Well, the exam is conducted in English, I understood that English was part of it to study. Back then, it was rare for someone in such a local company (Hokuriku Computer Service: Toyama Prefecture, Japan) to be interested in the CCIE certification, and I didn’t know anyone else around me who would try to do it. As it was thought to be unrealistic, it may have been a bold challenge. I saw myself as just an amateur, so I worked hard to build a network and tried to change the environment with my passion and vitality. Today, I guess you can access plenty of quality contents on YouTube, but during my time, that wasn't available. I was always looking for any information no matter how little it might be, to find useful blogs, meetups, and corporate seminars that people who wanted to become CCIE would be interested in.
Sounds that you were very active in various fields. Did you get the support or resources you expected from the English community at the time?

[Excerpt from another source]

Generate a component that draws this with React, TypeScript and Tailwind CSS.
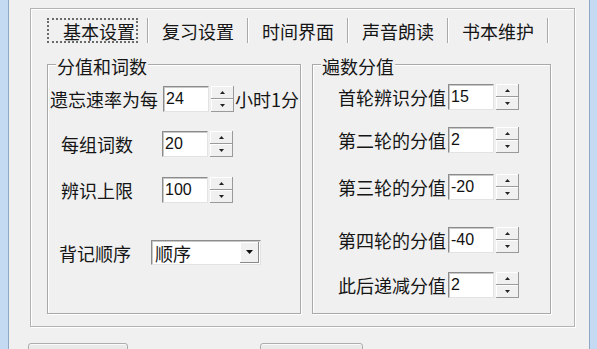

Actually, not much unfortunately. So, I was thrilled when I received an answer to my question from an expert. Even so, I never gave up and kept on posting, and I would always thank the contributors when I received a response.
You are very generous contributing to the Japanese community today. What was the trigger to do? And how did you acquire that knowledge?
As I remember how grateful it is when I got a sound advice/answer, so I'd think it's because I wanted to give back to someone. All my knowledge and experiences are backed by my day-to-day assignment. After I got my CCIE in 2010, I became to be engaged in more Cisco-related work, so I'd say that I have more opportunities to speed up my Cisco knowledge acquisition.
How do you find the time to create contents?
In my spare time at work, I browse the Community portal and check the latest posts and try to answer them if I find it possible. The average time spent and frequency - about 1 hour per week for that (depending on the workload). Of course, I also post questions sometimes, so I would be happy if you find me and reply back to me as well.
Are your employer and colleagues supportive of your participation on Community?
People around me may not know much about my contribution in the Community. Sometimes, when I found a good content on the Community while I was doing a Google search, I would share it with my peers, and some of them say they find it helpful. I heard the same comment time to time, here and there. Well, and sometimes I recommend my team and colleagues to post when I find interesting campaigns as I hope that would be a good trigger for them to enjoy contributing.
You've won the Spotlight Award multiple times in the past. This is the last question for today, do you have any advice to fellow members to make the community even better?And one last sharing please!
You can see that there is a lot of useful contents posted here by Cisco experts, including webinars. I know many of you may be just learning or consuming contents without posting. You may feel "shy" or "it's too much trouble," at first, but if you take the plunge and post something, you would be surprised that you will find quite a few people who sympathize with you and respond to your questions. Let me share something else to keep in mind is to be as specific as possible when asking a question, so others have a better understanding of the issues to provide resolution faster. If you get an answer from someone, you should click "Like/Helpful" and say thank you to show your appreciation. Of course, I feel good when I get a response, and I'm sure you will too. It is a peer-to-peer supporting community, I believe you'd understand what I'm talking about. I hope to continue to share more useful information with everyone. Let's do our best together!